Did you spend yesterday stress-eating Runts in a 9-hour traffic jam that ran half the length of the state? No? I never liked you — you know that, right?
FRIDAY, NOV. 25:
Another report confirmed that Florida tourism is on pace to make 2016 another record-setting year. Of course! What are Zika, hurricanes, rattlesnakes and increasingly aggressive gators in the face of Disney Princess Central and an economic model for tourism that boils down to gas money and Grandma's house?
SATURDAY, NOV. 26:
A standoff in Tampa ended peacefully when an armed man who had barricaded himself in his home surrendered to the police. Authorities suspect post-Black Friday shellshock combined with the sudden realization that there were still 30-plus days left in 2016. Understandable.
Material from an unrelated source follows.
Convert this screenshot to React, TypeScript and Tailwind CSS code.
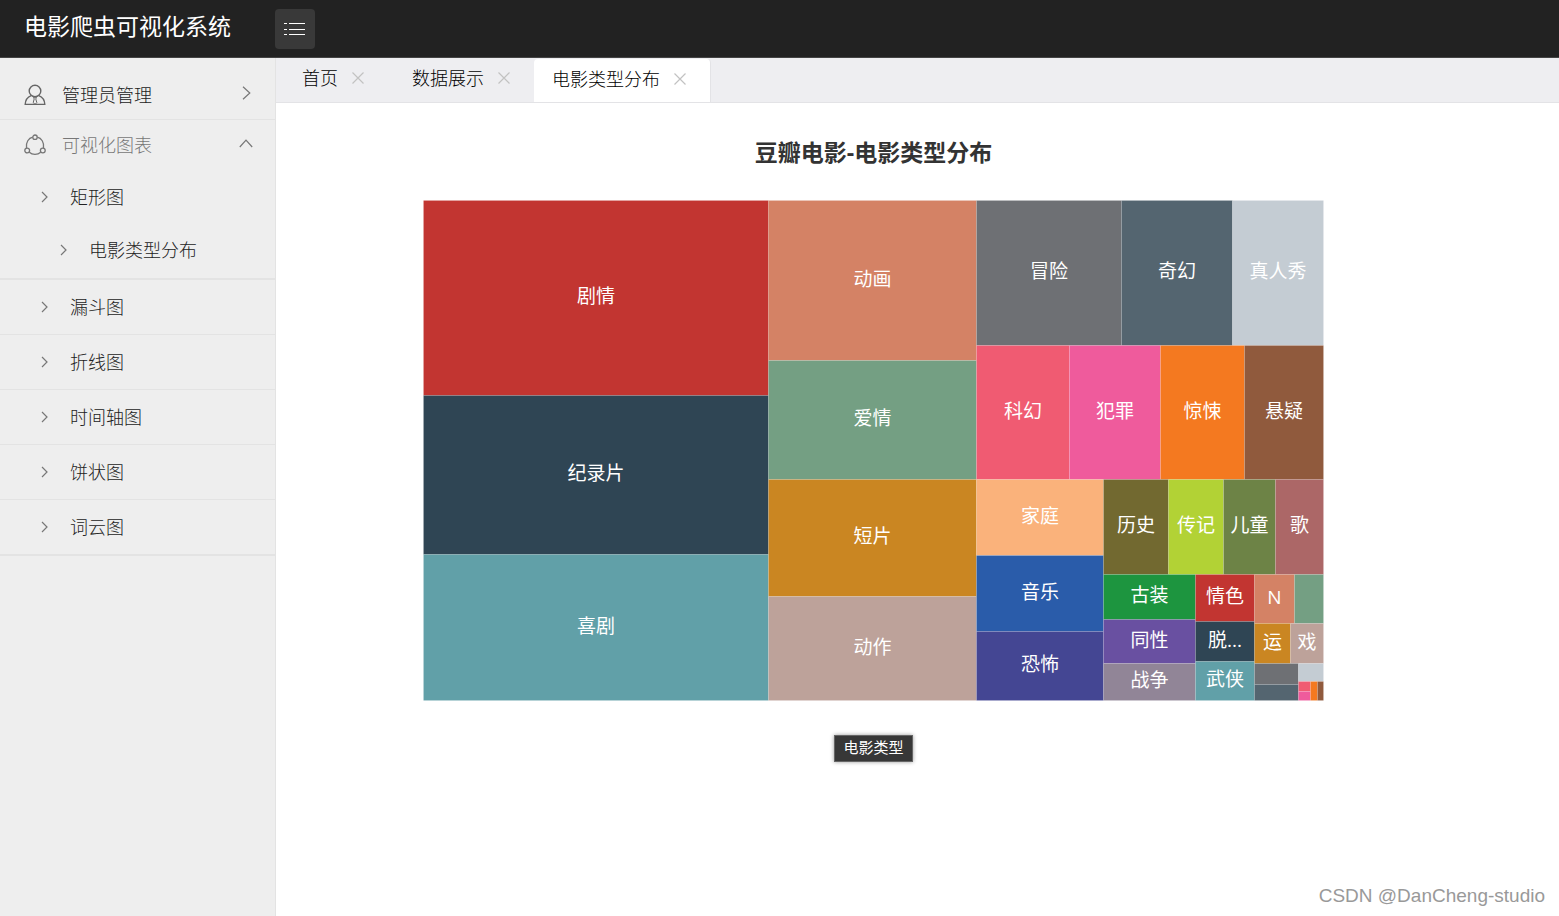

Not understandable: A human rhino's taint loaded up a Pasco Target shopping cart with expensive items, fled the store, and hit an 82-year-old woman with his car while escaping, breaking her hip. We hope he gets eaten by an increasingly aggressive gator infected with Zika.
SUNDAY, NOV. 27:
'Tis the season for holiday revelry and, in our neck of the woods, even more dangerously drunken dipshits driving the wrong way on our highways and byways. Please be careful out there — and DO NOT be afraid to steal keys, have arguments, risk resentments and shove friends into vehicles driven by sober individuals. "He makes his own choices." So do you.